Moving forward slowly

Clarity often comes in waves.

One day you feel steady. The next day you feel undone.

That does not mean you are going backward. It means your bond is fading in layers.

Over time, a few changes tend to show up.

  • You think of him, but it does not knock you over
  • You can remember good and bad at the same time
  • You start planning weekends that feel like yours
  • You feel proud after a hard lonely night

When you build a life that can hold you, the fear of being alone gets smaller.

Then, if you still miss him, it is usually calmer and more specific.

That calm missing is easier to think with.

Common questions

What if I miss him only when I am lonely?

This often points to fear of being alone, not the relationship itself.

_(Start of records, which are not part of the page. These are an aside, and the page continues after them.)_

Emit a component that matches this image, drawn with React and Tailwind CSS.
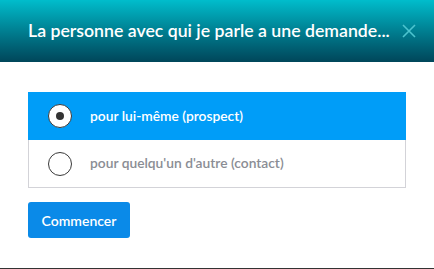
export default function App() {
  const options = [
    { id: "prospect", label: "pour lui-même (prospect)", selected: true },
    { id: "contact", label: "pour quelqu'un d'autre (contact)", selected: false },
  ];

  return (
    <div
      className="w-[434px] h-[269px] bg-white flex flex-col border-b border-[#333] overflow-hidden"
      style={{ fontFamily: "Lato, 'Open Sans', sans-serif" }}
    >
      {/* HEADER */}
      <div className="h-[62px] shrink-0 flex items-center justify-between pl-[28px] pr-[18px] bg-gradient-to-b from-[#00bdcc] to-[#00465a]">
        <h1 className="text-white text-[17.7px] font-semibold whitespace-nowrap">
          La personne avec qui je parle a une demande...
        </h1>
        <svg width="14" height="14" viewBox="0 0 14 14" className="text-[#4cc4cf]">
          <path d="M1 1L13 13M13 1L1 13" stroke="currentColor" strokeWidth="1.6" />
        </svg>
      </div>

      {/* BODY */}
      <div className="px-[28px] pt-[30px]">
        <div className="w-[378px] border border-[#d3d3d8]">
          {options.map((o) => (
            <div
              key={o.id}
              className={`h-[47px] flex items-center pl-[19px] gap-[18px] ${
                o.selected ? "bg-[#009df8] -m-px mb-0 h-[48px] pl-[20px]" : "bg-white"
              }`}
            >
              <span className="w-[24px] h-[24px] rounded-full bg-white border-[1.5px] border-[#3a3a3a] flex items-center justify-center">
                {o.selected && <span className="w-[8px] h-[8px] rounded-full bg-[#333]" />}
              </span>
              <span
                className={`text-[13.8px] font-semibold ${
                  o.selected ? "text-white" : "text-[#8a8d94]"
                }`}
              >
                {o.label}
              </span>
            </div>
          ))}
        </div>

        <button className="mt-[14px] w-[102px] h-[36px] rounded-[3px] bg-[#0a8ae8] text-white text-[14px] font-semibold">
          Commencer
        </button>
      </div>
    </div>
  );
}
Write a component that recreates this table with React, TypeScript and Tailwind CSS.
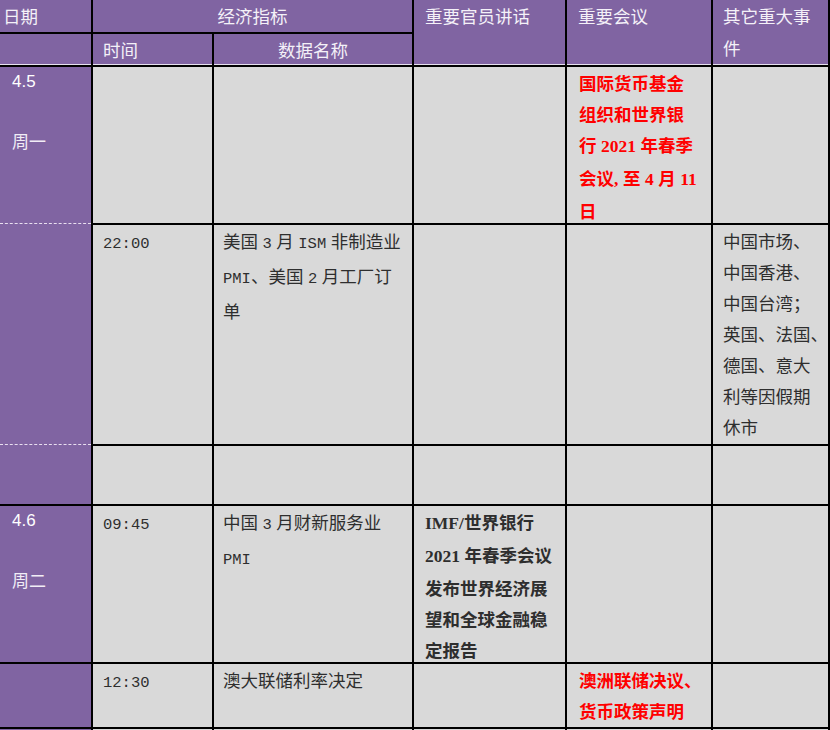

Use the rule “connect sideways first.” Text a friend, make a plan, take a walk.

Then check again in two hours and see what is left.

What if I ended it and now I regret it?

Regret can be real, and it can also be part of withdrawal from routine.

Before you act, write the top three reasons you ended it.

If those reasons still matter, go slow and do not chase relief.

Should I text him to see how he feels?

If the goal is to calm your anxiety, texting usually makes it worse later.

Wait 24 hours and reread your reality list first.

If you share kids or work, keep messages practical and short.

How long does this feeling last?

It varies, but it often softens when your days have structure again.

Do not measure healing by “never thinking of him.”

Measure it by how quickly you can come back to yourself after a wave.

Start here

Open your notes and write “Person” and “Alone” then add three bullets under each.

Circle one bullet you can meet today without him.

You now have your next step.

We covered how to know if I miss him or just fear being alone by looking at details, timing, and reality.

You are allowed to take your time, and choose the next right step only.